Semilore: Growing up, my mum had a best friend we all called Aunty. I thought she was my mum’s blood sister until I was a teenager. That’s what Tamilore will be to my kids: their Big Mummy. They’ll never know we’re not related by blood. Because truly, this is family.

Tamilore: The best part about being friends with Semilore is the assurance that I’ve found a home in another human being. With her, I don’t have to perform. I can be soft, loud, broken, or confused, and never feel judged. I’ve found my person, and there’s so much peace in that.

Before our friendship, I struggled with assertiveness. I was always scared to speak up or express what I truly felt. But watching Semilore be her most honest, graceful self taught me that it’s okay to take up space as long as I do it kindly. I’m a lot more confident today because of her.

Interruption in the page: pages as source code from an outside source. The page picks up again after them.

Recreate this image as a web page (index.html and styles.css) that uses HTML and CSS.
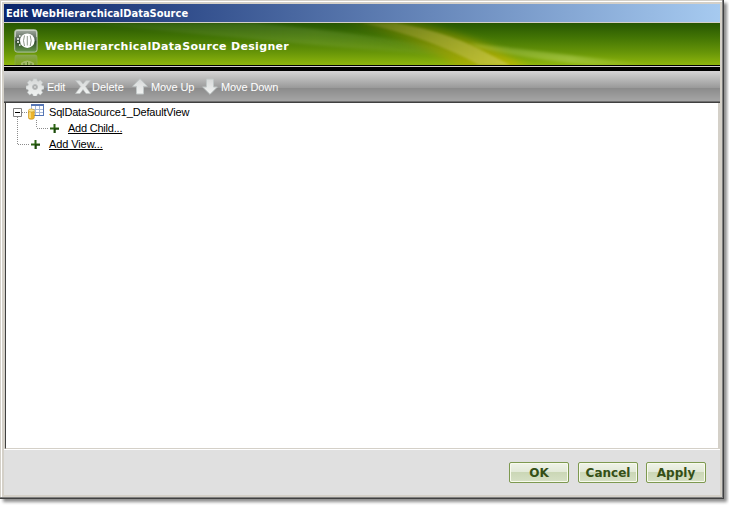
FILE: index.html
```html
<!DOCTYPE html>
<html lang="en">
<head>
<meta charset="utf-8">
<title>Edit WebHierarchicalDataSource</title>
<link rel="stylesheet" href="styles.css">
</head>
<body>
<svg class="defs" width="0" height="0" aria-hidden="true">
  <defs>
    <linearGradient id="silver" x1="0" y1="0" x2="0" y2="1"><stop offset="0" stop-color="#d6d8d8"/><stop offset="1" stop-color="#f1f3f2"/></linearGradient>
    <symbol id="plus" viewBox="0 0 9 9"><path d="M3.500 0h2v3.500H9v2H5.500V9h-2V5.500H0v-2h3.500z" fill="#2c6413"/><path d="M4 4.500h5v1H5.500V9h-1z" fill="#153d08"/></symbol>
  </defs>
</svg>
<main class="window">
  <header class="titlebar"><span>Edit WebHierarchicalDataSource</span></header>
  <section class="banner">
    <svg class="banner-art" viewBox="0 0 716 42" preserveAspectRatio="none">
      <defs>
        <linearGradient id="haze" x1="0" x2="1"><stop offset="0" stop-color="#fff" stop-opacity=".03"/><stop offset=".55" stop-color="#d6edaa" stop-opacity=".13"/><stop offset="1" stop-color="#d6edaa" stop-opacity="0"/></linearGradient>
        <linearGradient id="gold" x1="0" x2="1"><stop offset="0" stop-color="#a69000" stop-opacity=".1"/><stop offset=".45" stop-color="#aa9a00" stop-opacity=".42"/><stop offset="1" stop-color="#d2bd00" stop-opacity=".75"/></linearGradient>
        <linearGradient id="beam" x1="0" x2="1"><stop offset="0" stop-color="#b5a650" stop-opacity=".2"/><stop offset="1" stop-color="#d1d267" stop-opacity=".55"/></linearGradient>
        <linearGradient id="tail" x1="0" x2="1"><stop offset="0" stop-color="#d7e779" stop-opacity=".2"/><stop offset=".55" stop-color="#d3ea88" stop-opacity=".35"/><stop offset="1" stop-color="#d3ea88" stop-opacity="0"/></linearGradient>
        <filter id="soft" x="-10%" y="-30%" width="120%" height="160%"><feGaussianBlur stdDeviation="4"/></filter>
        <filter id="edge"><feGaussianBlur stdDeviation=".8"/></filter>
        <filter id="veil"><feGaussianBlur stdDeviation="1.500"/></filter>
      </defs>
      <path d="M80 0H250Q370 10 500 36Q360 28 80 0z" fill="url(#haze)" filter="url(#veil)"/>
      <path d="M330 -4H395Q450 9 490 26L526 46H456Q410 15 330 -4z" fill="url(#gold)" filter="url(#soft)"/>
      <path d="M358 0H391Q439 8 475 26L506 42H475Q427 15 358 0z" fill="url(#beam)" filter="url(#edge)"/>
      <path d="M465 20Q530 28 650 42H590Q535 38 475 25z" fill="url(#tail)" filter="url(#veil)"/>
    </svg>
    <svg class="logo" viewBox="0 0 24 38">
      <defs>
        <linearGradient id="tile" x1="0" y1="0" x2="0" y2="1"><stop stop-color="#a6aea3"/><stop offset=".5" stop-color="#435345"/><stop offset=".52" stop-color="#2d452a"/><stop offset="1" stop-color="#699a4a"/></linearGradient>
        <linearGradient id="mirror" x1="0" y1="0" x2="0" y2="1"><stop stop-color="#96ab74" stop-opacity=".7"/><stop offset="1" stop-color="#698d25" stop-opacity=".35"/></linearGradient>
      </defs>
      <rect x=".7" y=".7" width="22.400" height="22.400" rx="2.500" fill="url(#tile)" stroke="#b1bfa8" stroke-width="1"/>
      <path d="M1.500 8V3q0-1.500 1.500-1.500h18q1.500 0 1.500 1.500v5" fill="none" stroke="#d8ddd4" stroke-width=".7"/>
      <ellipse cx="13.300" cy="11.700" rx="7.300" ry="7.200" fill="#fff"/>
      <path d="M10.500 6.500Q8.500 11.500 10.500 17M13.300 7v9.500M16.200 6.500Q18.200 11.500 16.200 17" stroke="#737e6e" stroke-width=".8" fill="none"/>
      <path d="M3 10h2M3 13h2M5 7h1.500M5 16h1.500" stroke="#fff" stroke-width="1.500"/>
      <path d="M1 38V28q0-2 2-2h18q2 0 2 2v10" fill="url(#mirror)" stroke="#8bab50" stroke-width=".7"/>
      <path d="M7 34q6-5 13 0v4H7z" fill="#b5c489" opacity=".65"/><path d="M10 34v4M13.500 33v5M17 34v4" stroke="#5d8523" stroke-width="1"/>
    </svg>
    <h1>WebHierarchicalDataSource Designer</h1>
  </section>
  <div class="separator"></div>
  <nav class="toolbar">
    <button class="tool edit"><svg viewBox="0 0 18 18"><path d="M7.300.7h3.400l.5 2.100 1.200.5 1.900-1.200 2.400 2.400-1.200 1.900.5 1.200 2 .5v2.800l-2 .6-.5 1.200 1.200 1.900-2.400 2.300-1.900-1.100-1.200.5-.5 2H7.300l-.5-2-1.200-.5-1.900 1.100-2.400-2.300 1.200-1.900-.5-1.200-2-.6V8.100l2-.5.500-1.200-1.200-1.900 2.400-2.400 1.900 1.200 1.200-.5z" fill="url(#silver)" stroke="#bec4c4" stroke-width=".6"/><circle cx="9" cy="9" r="2.500" fill="#aaa" stroke="#b9bdbe"/><circle cx="9" cy="9" r="1" fill="#d6d8d8"/></svg><span>Edit</span></button>
    <button class="tool delete"><svg viewBox="0 0 16 14"><path d="M.5.500H5L8 4l3-3.500h4.500L10.500 6.500 15.500 13.500H11L8 9.500 5 13.500H.500L5.700 6.500z" fill="url(#silver)" stroke="#bfc5c5" stroke-width=".6"/></svg><span>Delete</span></button>
    <button class="tool up"><svg viewBox="0 0 16 17"><path d="M8 .7L15.300 8.300H11.500V16H4.500V8.300H.7z" fill="url(#silver)" stroke="#c0c6c6"/></svg><span>Move Up</span></button>
    <button class="tool down"><svg viewBox="0 0 16 17"><path d="M4.500 1h7v8h3.800L8 16.300.7 9H4.500z" fill="url(#silver)" stroke="#c0c6c6"/></svg><span>Move Down</span></button>
  </nav>
  <section class="tree">
    <svg class="tree-lines" viewBox="0 0 45 50"><path d="M11.500 14v27M12 41.500h11M16 9.500h7M30.500 17v8M31 25.500h11" stroke="#8c8c8c" stroke-dasharray="1 1" fill="none"/></svg>
    <div class="row root">
      <svg class="toggle" viewBox="0 0 9 9"><path d="M.5.500h8v8h-8z" fill="#fff" stroke="#808080"/><path d="M2 4.500h5" stroke="#000"/></svg>
      <svg class="source" viewBox="0 0 16 16"><path d="M3 0h13v12H3z" fill="#fff"/><path d="M3.500 1v10.500h12V1M3 5.500h13M3 8.500h13M7.500 2v10M11.500 2v10" fill="none" stroke="#a8b9d6"/><path d="M3 0h13v2H3zM15 0h1v12h-1zM6 11h10v1H6z" fill="#5676b5"/><path d="M.3 6.500v7q0 1.800 3 1.800t3-1.800v-7" fill="#edb52c" stroke="#c58d18" stroke-width=".6"/><path d="M2 8v6" stroke="#ffeb9a" stroke-width="1.300"/><ellipse cx="3.300" cy="6.500" rx="3" ry="1.500" fill="#ffe68a" stroke="#c5931f" stroke-width=".6"/></svg>
      <span>SqlDataSource1_DefaultView</span>
    </div>
    <div class="row child"><svg class="plus"><use href="#plus"/></svg><a>Add Child...</a></div>
    <div class="row view"><svg class="plus"><use href="#plus"/></svg><a>Add View...</a></div>
  </section>
  <footer class="actions"><button>OK</button><button>Cancel</button><button>Apply</button></footer>
</main>
</body>
</html>
```

FILE: styles.css
```css
* { box-sizing: border-box; }
html { height: 505px; overflow: hidden; }
body { margin: 0; height: 505px; background: #fff; font-family: "Liberation Sans", sans-serif; font-size: 11px; }
.defs { position: absolute; }
button { font: inherit; border: 0; padding: 0; background: none; white-space: nowrap; }
.window { width: 724px; height: 499px; display: flex; flex-direction: column; padding: 4px; background: #d4d0c8; box-shadow: inset -1px -1px #404040, inset -2px -2px #808080, inset 1px 1px #d4d0c8, inset 2px 2px #fff, 3px 3px 3px rgba(0, 0, 0, .45); }
.titlebar { height: 18px; flex: none; background: linear-gradient(90deg, #0a246a, #a6caf0); color: #fff; padding-left: 2px; font: bold 11px/19px "DejaVu Sans Condensed", "DejaVu Sans", sans-serif; font-stretch: condensed; }
.titlebar span { letter-spacing: .02px; }
.banner { height: 42px; flex: none; margin-top: 1px; position: relative; display: flex; background: linear-gradient(#265602, #437504 35%, #679508 70%, #8fb60c); overflow: hidden; }
.banner-art { position: absolute; inset: 0; width: 716px; height: 42px; }
.logo { width: 24px; height: 38px; flex: none; margin: 6px 0 0 10px; z-index: 1; }
.banner h1 { margin: 15px 0 0 7px; font: bold 11px/18px "DejaVu Sans", sans-serif; letter-spacing: .33px; color: #fff; white-space: nowrap; z-index: 1; }
.separator { height: 6px; flex: none; background: linear-gradient(#000 1px, #d4d0c8 1px 2px, #000 2px); }
.toolbar { height: 32px; flex: none; display: flex; background: linear-gradient(#d6d4d6, #c7c7c7 4px, #999 17px, #8b8b8b 17px, #a5a5a5 30px, #6f6f6f 30px 31px, #404040 31px); color: #fff; padding-left: 22px; }
.tool { height: 31px; display: flex; align-items: center; color: #fff; }
.tool svg { flex: none; }
.edit { width: 49px; letter-spacing: -.25px; }
.edit svg { width: 18px; height: 18px; margin-right: 3px; }
.delete { width: 57px; }
.delete svg { width: 16px; height: 14px; margin-right: 1px; }
.up { width: 70px; }
.up svg, .down svg { width: 16px; height: 17px; margin-right: 3px; }
.up, .down { letter-spacing: -.1px; }
.tree { height: 346px; flex: none; position: relative; background: #fff; border: 1px solid #d4d0c8; border-left-color: #404040; border-top: 0; margin-right: 1px; padding-top: 1px; margin-left: 1px; }
.tree-lines { position: absolute; left: 0; top: 0; width: 45px; height: 50px; }
.row { height: 16px; position: relative; display: flex; align-items: center; white-space: nowrap; color: #000; }
.root { padding-left: 7px; letter-spacing: -.17px; }
.toggle { width: 9px; height: 9px; margin-right: 6px; }
.source { width: 16px; height: 16px; margin-right: 5px; }
.plus { width: 9px; height: 9px; margin-right: 9px; }
.child { padding-left: 44px; letter-spacing: -.22px; }
.view { padding-left: 25px; letter-spacing: -.1px; }
.row a { text-decoration: underline; text-underline-offset: 1px; }
.actions { flex: 1; background: #e0e0e0; display: flex; justify-content: flex-end; gap: 8px; padding: 12px 14px 0 0; border-top: 1px solid #fff; }
.actions button { width: 60px; height: 21px; border: 1px solid #7d9950; border-radius: 2px; box-shadow: inset 0 0 0 1px #f8faed; background: linear-gradient(#f0f3e9, #e2e9d7 48%, #cbd7b6 50%, #d6e0c5); color: #344f16; font: bold 12px/18px "DejaVu Sans", sans-serif; }
.actions button:first-child { margin-right: 1px; }
```
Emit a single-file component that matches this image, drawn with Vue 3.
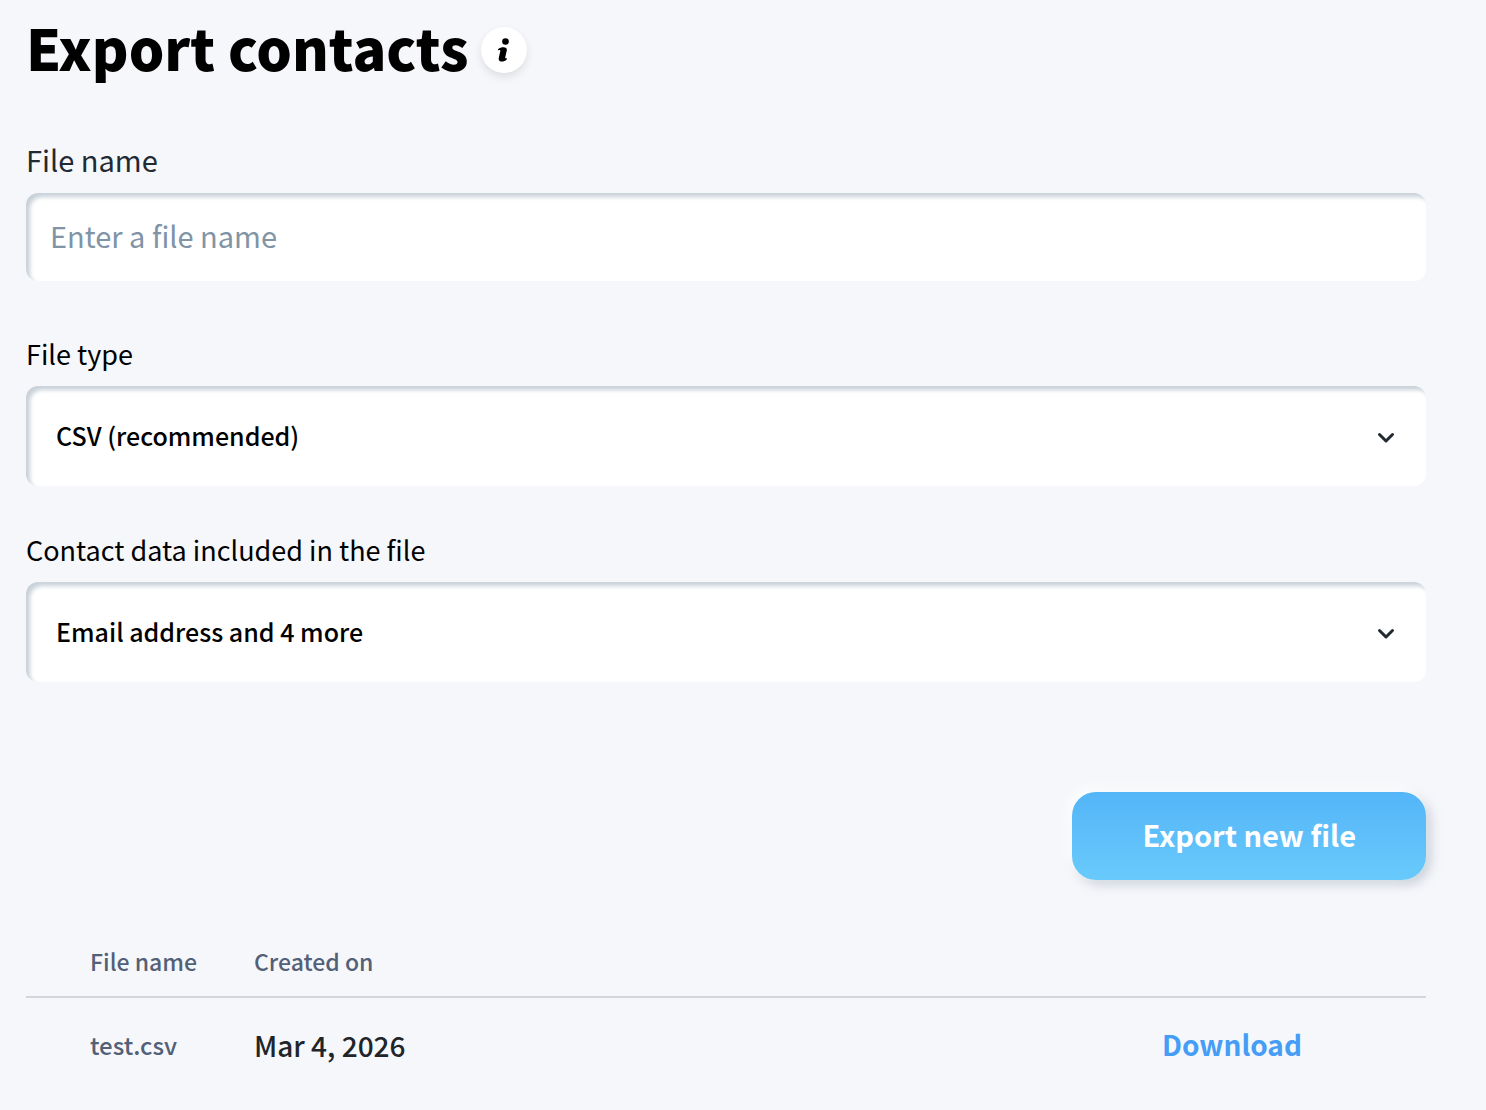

Semilore: I don’t even know if I’ve told you this, Tamilore. But meeting you changed how I relate with God. I’ve always been a Christian — born into a Christian home — but I never had a personal relationship with God until you came into my life. You’re the first friend I’ve ever had who prays with me on the phone. Even when we’re physically together, we still pray.

You’re such a light, Tamilore. I love you so much. I’m so grateful for your life and for how God used you to shape mine. I pray we achieve everything we’ve dreamed of and do it together.

Tamilore: Now you want to make me cry. But yes, all glory to God. Amen to all your prayers. I love you more, mama. Thank you for being my home, too.


 *Names have been changed to protect the identity of the subjects.